Problem details → Among the lines below, list those containing the string "this".

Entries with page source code

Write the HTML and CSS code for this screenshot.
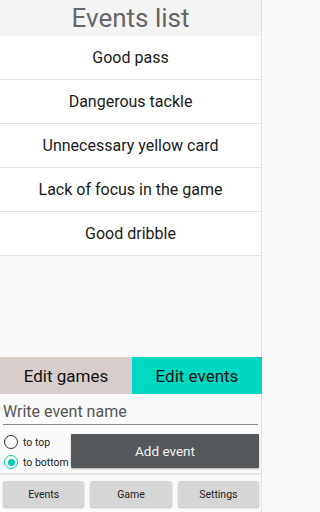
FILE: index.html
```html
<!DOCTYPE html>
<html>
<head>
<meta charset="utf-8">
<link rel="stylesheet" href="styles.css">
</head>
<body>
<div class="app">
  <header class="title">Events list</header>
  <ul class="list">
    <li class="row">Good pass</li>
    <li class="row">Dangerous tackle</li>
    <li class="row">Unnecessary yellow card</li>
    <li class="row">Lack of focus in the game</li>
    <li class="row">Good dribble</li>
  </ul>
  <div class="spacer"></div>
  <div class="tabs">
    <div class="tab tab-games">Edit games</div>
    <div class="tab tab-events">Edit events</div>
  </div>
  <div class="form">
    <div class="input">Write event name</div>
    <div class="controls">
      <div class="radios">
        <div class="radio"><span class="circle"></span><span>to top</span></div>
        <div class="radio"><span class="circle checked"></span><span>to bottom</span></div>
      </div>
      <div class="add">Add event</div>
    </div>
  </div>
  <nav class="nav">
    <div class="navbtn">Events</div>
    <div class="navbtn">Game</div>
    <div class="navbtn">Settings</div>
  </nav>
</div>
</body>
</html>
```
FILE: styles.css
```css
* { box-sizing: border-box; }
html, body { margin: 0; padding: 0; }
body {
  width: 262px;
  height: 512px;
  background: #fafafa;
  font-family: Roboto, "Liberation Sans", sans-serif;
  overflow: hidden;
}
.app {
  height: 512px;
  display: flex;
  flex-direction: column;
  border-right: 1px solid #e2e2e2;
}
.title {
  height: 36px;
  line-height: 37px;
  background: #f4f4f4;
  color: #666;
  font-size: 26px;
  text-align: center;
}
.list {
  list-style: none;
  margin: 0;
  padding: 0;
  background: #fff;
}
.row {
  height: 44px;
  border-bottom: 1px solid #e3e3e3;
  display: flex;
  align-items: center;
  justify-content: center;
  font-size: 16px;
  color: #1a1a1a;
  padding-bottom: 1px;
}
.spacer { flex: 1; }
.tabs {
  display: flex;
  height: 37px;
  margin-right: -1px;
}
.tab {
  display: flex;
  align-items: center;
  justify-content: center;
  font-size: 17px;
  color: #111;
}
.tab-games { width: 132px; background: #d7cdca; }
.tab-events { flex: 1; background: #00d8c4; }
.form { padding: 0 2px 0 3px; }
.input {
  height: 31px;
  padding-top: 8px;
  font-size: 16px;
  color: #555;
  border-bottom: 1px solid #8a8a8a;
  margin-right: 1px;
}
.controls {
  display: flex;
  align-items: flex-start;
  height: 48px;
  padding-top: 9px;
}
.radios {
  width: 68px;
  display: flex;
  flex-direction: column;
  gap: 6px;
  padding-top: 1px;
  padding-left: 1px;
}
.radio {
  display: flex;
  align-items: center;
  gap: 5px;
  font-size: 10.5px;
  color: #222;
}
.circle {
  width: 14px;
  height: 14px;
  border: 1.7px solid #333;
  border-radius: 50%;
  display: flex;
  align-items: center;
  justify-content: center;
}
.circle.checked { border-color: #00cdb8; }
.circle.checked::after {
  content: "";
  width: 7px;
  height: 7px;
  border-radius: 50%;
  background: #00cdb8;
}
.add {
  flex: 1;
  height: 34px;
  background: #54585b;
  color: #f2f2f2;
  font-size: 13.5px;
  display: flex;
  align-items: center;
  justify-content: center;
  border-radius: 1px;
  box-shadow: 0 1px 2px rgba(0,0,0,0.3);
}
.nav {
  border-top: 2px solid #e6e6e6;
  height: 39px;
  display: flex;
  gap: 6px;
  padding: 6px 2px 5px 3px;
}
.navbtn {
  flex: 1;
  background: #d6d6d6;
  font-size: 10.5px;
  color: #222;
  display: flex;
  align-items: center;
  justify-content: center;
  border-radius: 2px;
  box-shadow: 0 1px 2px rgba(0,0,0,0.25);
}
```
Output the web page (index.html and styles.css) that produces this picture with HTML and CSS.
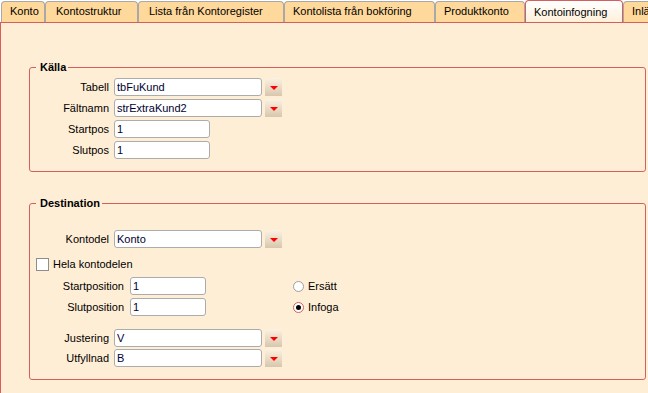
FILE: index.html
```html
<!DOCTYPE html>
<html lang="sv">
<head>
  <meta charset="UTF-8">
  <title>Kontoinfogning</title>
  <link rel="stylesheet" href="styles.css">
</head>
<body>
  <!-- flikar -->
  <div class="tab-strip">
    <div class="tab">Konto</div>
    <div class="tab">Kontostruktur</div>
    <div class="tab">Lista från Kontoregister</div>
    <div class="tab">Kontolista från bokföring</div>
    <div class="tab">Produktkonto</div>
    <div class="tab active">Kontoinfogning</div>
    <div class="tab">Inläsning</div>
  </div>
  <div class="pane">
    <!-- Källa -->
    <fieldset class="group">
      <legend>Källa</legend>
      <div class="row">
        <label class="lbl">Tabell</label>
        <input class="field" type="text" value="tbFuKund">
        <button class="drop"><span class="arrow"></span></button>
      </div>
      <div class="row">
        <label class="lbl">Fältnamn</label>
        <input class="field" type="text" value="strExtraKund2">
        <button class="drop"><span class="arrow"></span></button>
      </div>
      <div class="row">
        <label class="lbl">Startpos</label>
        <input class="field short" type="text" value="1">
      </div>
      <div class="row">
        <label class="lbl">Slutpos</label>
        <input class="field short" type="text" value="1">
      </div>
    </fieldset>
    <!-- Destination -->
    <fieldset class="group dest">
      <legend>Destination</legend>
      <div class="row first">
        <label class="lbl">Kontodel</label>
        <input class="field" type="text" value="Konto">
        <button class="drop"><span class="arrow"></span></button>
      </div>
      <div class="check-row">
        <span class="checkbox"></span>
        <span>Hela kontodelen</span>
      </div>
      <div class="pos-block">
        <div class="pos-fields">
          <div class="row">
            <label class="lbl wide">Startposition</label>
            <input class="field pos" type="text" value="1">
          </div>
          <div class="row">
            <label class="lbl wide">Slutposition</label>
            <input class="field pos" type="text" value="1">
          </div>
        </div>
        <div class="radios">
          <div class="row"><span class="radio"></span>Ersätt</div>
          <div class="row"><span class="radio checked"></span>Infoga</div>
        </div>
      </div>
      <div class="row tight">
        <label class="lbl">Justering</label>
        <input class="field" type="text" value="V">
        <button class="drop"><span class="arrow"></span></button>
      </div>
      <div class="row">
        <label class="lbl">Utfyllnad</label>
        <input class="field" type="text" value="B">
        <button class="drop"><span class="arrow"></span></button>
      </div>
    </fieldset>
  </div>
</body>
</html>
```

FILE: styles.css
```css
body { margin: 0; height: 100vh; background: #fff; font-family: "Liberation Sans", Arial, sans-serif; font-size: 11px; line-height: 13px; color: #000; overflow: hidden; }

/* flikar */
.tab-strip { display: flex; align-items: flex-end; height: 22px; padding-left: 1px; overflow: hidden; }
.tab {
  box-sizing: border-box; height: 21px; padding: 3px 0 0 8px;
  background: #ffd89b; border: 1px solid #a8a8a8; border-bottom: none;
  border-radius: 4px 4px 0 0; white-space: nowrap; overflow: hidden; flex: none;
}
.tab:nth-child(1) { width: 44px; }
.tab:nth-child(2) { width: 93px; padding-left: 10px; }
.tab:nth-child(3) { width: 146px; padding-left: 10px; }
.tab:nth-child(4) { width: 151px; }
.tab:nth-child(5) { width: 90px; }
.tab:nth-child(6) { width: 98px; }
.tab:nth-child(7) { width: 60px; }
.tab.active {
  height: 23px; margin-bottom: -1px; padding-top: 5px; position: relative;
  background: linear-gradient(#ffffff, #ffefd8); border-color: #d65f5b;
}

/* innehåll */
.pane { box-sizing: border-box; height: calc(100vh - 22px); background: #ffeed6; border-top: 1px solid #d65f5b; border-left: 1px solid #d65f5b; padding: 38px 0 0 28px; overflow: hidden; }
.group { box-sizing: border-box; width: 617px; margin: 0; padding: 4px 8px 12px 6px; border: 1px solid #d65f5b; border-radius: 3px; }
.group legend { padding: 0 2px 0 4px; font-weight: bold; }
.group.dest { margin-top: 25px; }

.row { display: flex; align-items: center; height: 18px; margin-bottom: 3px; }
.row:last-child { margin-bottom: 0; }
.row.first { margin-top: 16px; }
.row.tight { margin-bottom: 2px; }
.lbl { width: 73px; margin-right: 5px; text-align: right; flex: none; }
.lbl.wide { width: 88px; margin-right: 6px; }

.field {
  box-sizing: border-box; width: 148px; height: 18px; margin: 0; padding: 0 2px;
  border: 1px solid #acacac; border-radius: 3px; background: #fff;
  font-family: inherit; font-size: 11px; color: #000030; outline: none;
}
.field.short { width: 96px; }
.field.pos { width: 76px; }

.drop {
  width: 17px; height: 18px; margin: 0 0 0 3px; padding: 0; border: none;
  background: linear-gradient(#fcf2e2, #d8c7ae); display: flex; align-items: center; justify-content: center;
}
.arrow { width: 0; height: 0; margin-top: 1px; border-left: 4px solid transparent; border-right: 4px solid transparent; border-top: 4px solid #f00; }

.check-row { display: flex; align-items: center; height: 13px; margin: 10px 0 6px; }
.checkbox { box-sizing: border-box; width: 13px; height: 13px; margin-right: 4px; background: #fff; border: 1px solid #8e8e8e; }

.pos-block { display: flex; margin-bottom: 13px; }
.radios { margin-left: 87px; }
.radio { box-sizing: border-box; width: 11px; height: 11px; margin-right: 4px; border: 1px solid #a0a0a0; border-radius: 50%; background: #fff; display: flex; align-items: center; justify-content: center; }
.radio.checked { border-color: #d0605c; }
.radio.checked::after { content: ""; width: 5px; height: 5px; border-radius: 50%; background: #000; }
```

Response →
Write the HTML and CSS code for this screenshot.
Output the web page (index.html and styles.css) that produces this picture with HTML and CSS.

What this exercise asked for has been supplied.